View Full Version : Wally's Friend Chester ...


miss landers
03-02-2005, 06:11 AM
... seemed like a normal guy but Chester didn't hang around long in the series. Too bad because Wally deserved some decent looking and decent acting guys to hang out with. So how come a cool guy like Wally got stuck with the uncool likes of Lumpy, Eddie, and Tooey?

howilu
03-02-2005, 11:34 AM
I suppose Chester and Tooey (2E) got phased out when Eddie and Lumpy became more popular.

Mijada
03-02-2005, 05:01 PM
Chester was a cutie, I would have liked to see him in more eps too.

desilu #1
03-02-2005, 06:10 PM
Yeah Chester and Tooey should have been part of the group and stuck around.

snl75
03-02-2005, 11:07 PM
tooey was at least in the still the beaver reuinion movie no such luck for chester

Eddie Haskell
03-03-2005, 04:01 AM
... seemed like a normal guy but Chester didn't hang around long in the series. Too bad because Wally deserved some decent looking and decent acting guys to hang out with. So how come a cool guy like Wally got stuck with the uncool likes of Lumpy, Eddie, and Tooey?

Hey, what's wrong with Eddie? :tiphat:

miss landers
03-03-2005, 04:53 AM
Hey, what's wrong with Eddie? :tiphat:

Wally told Eddie right from the earliest episodes that he was a creep and that people didn't like him. Wally continued to tell Eddie the same thing (in one way or another) throughout the series. The Wally-Eddie "best friends" thing just didn't make sense. Would you want someone for a best friend that verbally abused your little brother day after day? I think the writers enjoyed creating and developing a character like Eddie and they realized that in making Eddie Wally's best friend, Eddie could make frequent appearances on the show with little ado. :crazy:

Eddie Haskell
03-03-2005, 09:21 AM
Without question, Edward Clark Haskell is one of television’s best-loved, most often quoted wise guys. He probably ranks right beside Phil Silver’s Sgt. Bilko for blue ribbon obnoxiousness.

Eddie and Wally have been best friends since the second grade, which should qualify Wally for a purple heart, and definitely proves that even a rat can have a best friend. For, as they said about Errol Flynn, you could always count on Eddie - to let you down.

Eddie’s two trademarks are his unctuous politeness to adults and his weasly, sharp-tongued meanness to everybody else.
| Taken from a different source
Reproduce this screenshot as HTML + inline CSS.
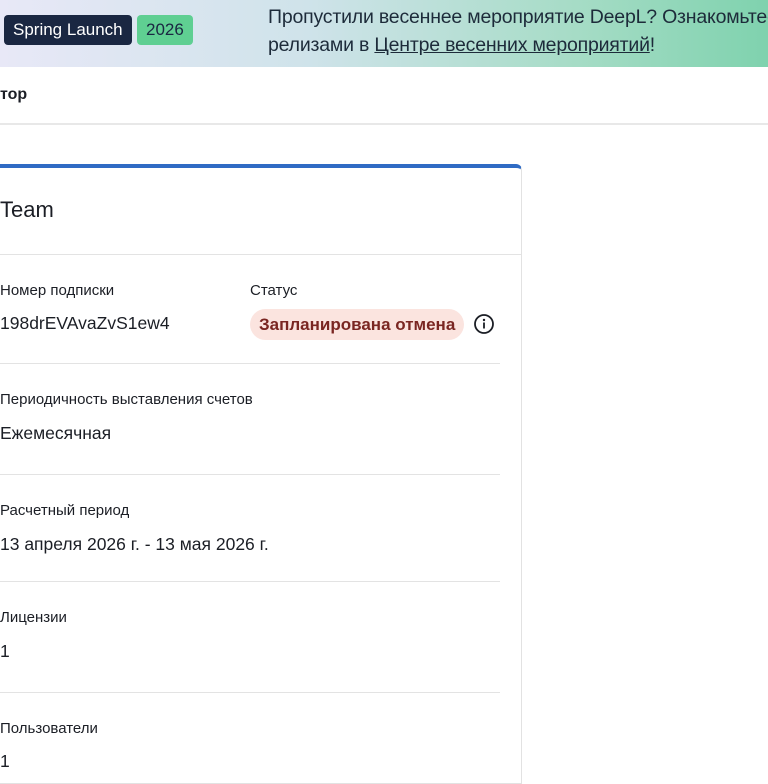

He is a model white-collar delinquent, a creep who goads people into trouble rather than perpetrating the crime himself. He was a born shirker, not worker, and a strain on any parent, especially his own long-suffering mother and father, Agnes and George. Mary Ellen Roger’s father refers to him as an "over-stimulated adolescent"; but really, when it comes to Eddie, when you’ve said "creep," you’ve said it all.